Caitlin Platts was overwhelmed by the generous donations from strangers so she can start her new life after beating the drugs and securing a place to live
Image: Caitlin Platts)
A young homeless woman who turned away from a life of drugs has been inundated with support from her community.
Caitlin Platts, who’s currently in supported living accommodation in Middlewich, Cheshire, has spent most of the last two or three years moving around hostels or living on the streets.
The 21-year-old, who grew up in foster care, said she went ‘off the rails’ after turning 18 and began using drugs – mainly cocaine as well as amphetamines and ketamine – which left her ‘financially ruined’.
She has now been clean for the last few months and has been offered a council flat in Nantwich after months of bidding via the Cheshire Homechoice social housing service.
After being unable to afford utensils and furniture, Caitlin’s friend Ella Blake put out an appeal for help on a Community Facebook group, asking if anyone had any spare items like pots or pans, Cheshire Live reports.
But the response was beyond what Ella expected, with people donating a television, kitchen furniture, a wardrobe, bedside drawers and curtains as well as Christmas cards and presents.
The scale of the community’s kindness has overwhelmed Caitlin, who initially didn’t even realised Ella had written the post.
She said: “I was really amazed, I didn’t expect anything like this, I really didn’t. I was just thinking I’d be moving into a flat with nothing in it. I’m just so, so thankful for what everyone has done.
“It has given me a bit of hope in people. No-one has ever done this much for me in my entire life.”
Ella, who works as a carer, said they’d been friends for a couple of years and spotted she was moving near where she lived in Nantwich when Caitlin posted the news on Facebook.
Ella initially searched Facebook Marketplace before she had the idea of seeking help on the Nantwich Community page.
The 30-year-old said: “I don’t think she even knows the extent of how kind people have been. They’ve sent her Christmas presents, perfumes, toiletries, a massive TV and kitchen furniture.
“She’s been on a bit of a journey without a doubt. Hopefully all the trouble and turmoil is coming to end. I think everyone just wanted to give her a bit of a fighting chance.”

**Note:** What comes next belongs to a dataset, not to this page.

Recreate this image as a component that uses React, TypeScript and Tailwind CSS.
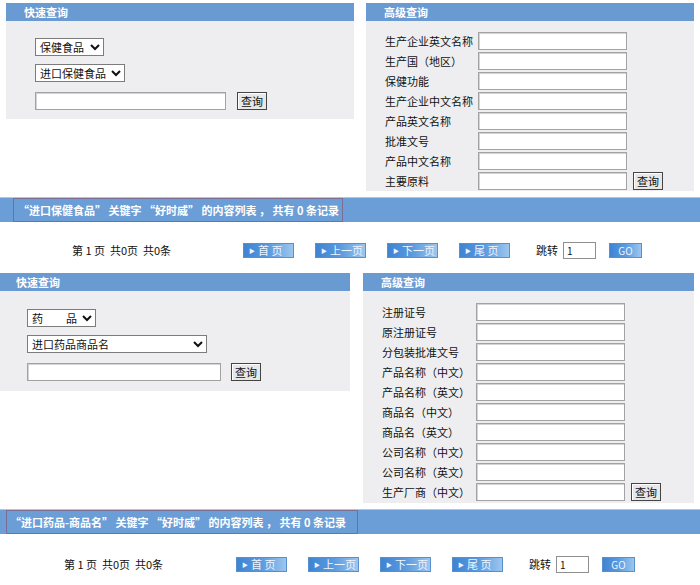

Caitlin has lived a tough life up until this point, growing up in Derbyshire with her mum, dad and three siblings.
Her parents struggled with drugs themselves and when Caitlin was seven, social services took the children into care.
“My mum and dad were heavy drug users and I’ve got three other siblings. I don’t think they could cope, especially with being younger parents as well,” Caitlin said.
“We just ended up getting put in care. My mum had no choice. One day we had social workers at the door. We had to pack our stuff and go within an hour. That was it, I didn’t know where we were going.”
She spent the rest of her childhood in children’s homes, getting ‘moved around’ a lot, while she attended school and college.
At 16, she moved into Cotswold House in Winsford – a supported accommodation for homeless people – as she had nowhere else to go.
But when she turned 18 she started struggling with drug abuse and spent a lot of her time living on the streets, including around the Crewe area.
“When I was 18 I just went off the rails. I think, because social services weren’t involved anymore, I just felt like I could do what I want,” she said.
Caitlin eventually ended up at The Limes in Middlewich where she is currently getting help with her drug issues.
She is due to sign for her new flat on Monday (December 13), said she is looking forward to the next stage of her life.
“I’m just really excited because I’ve never had my own tenancy before. Obviously I’m not going to get as much help as I do here with managing my own tenancy but I think I’ll get the gist of it,” she said.
She’s hoping to find employment through the Job Centre as soon as she can and will continue to receive drug rehabilitation treatment.
Ella said many of the items given by the community are being stored in her lounge, which she described as currently looking like an ‘underground IKEA’.
She said: “It’s nice to see that no-one is judging anyone for the circumstances they’re in. Instead of putting people down, they’re getting behind them and helping out.
“Nantwich is a wonderful town for the sense of community and the way everyone has really come together for a complete stranger is amazing. It is certainly humbling without a doubt.
“With everything going on in the world, the fact that the community still works together like this is incredible.”